Fig. 1 shows the location of Cerro Fortunoso in Mendoza province, approximately 1200 km southeast of Buenos Aires. Most large fields in Mendoza province were exploited by waterflood decades ago. For waterflooding not to be initiated, the nature of the reservoir had to be unclear or the capital expenditure required had to be high. In the case of Cerro Fortunoso, a substantial investment is required to cover the cost of drilling infill wells and for the construction of a pipeline to provide injection water from a river 15 km away.

Fig. 1—(a) The location of the Cerro Fortunoso field in Argentina, with productive and nonproductive basins. (b) Satellite image of its location.

To minimize the risk associated with converting the field to waterflooding, an integrated study was sanctioned that aimed to characterize the field initially and then to determine if waterflooding would, in fact, be economically viable.

Structural-Model Construction

Usually, the first step in the construction of a structural model is to extract a surface from a seismic marker.
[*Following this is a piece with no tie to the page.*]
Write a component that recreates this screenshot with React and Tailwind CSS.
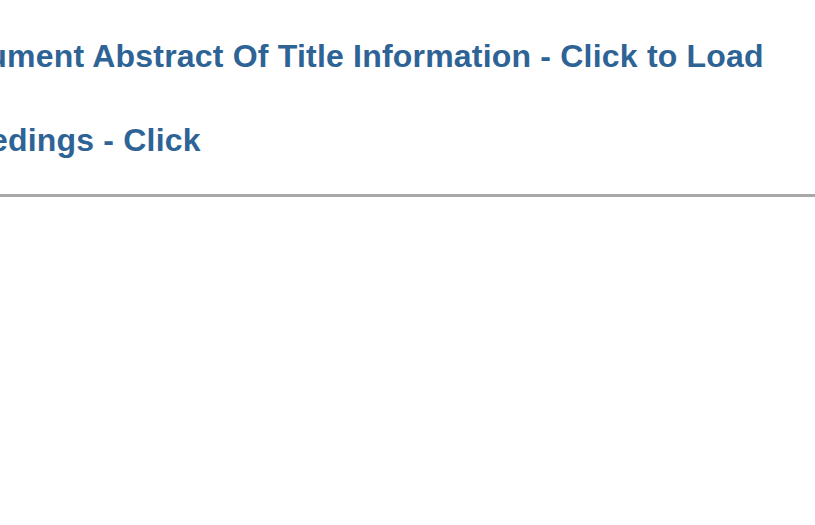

Unfortunately, in Cerro Fortunoso, the presence of a significant thickness of igneous rock and high-angle flanks causes high noise and attenuation, respectively, on existing 2D-seismic data and makes completing a 3D survey a fruitless exercise. Without 3D seismic, the structural model was constructed on the basis of data from both surface outcrops and subsurface well data. This was a challenge because Cerro Fortunoso is in a complex structural environment and the fold geometry was shown to vary significantly along the strike of the field.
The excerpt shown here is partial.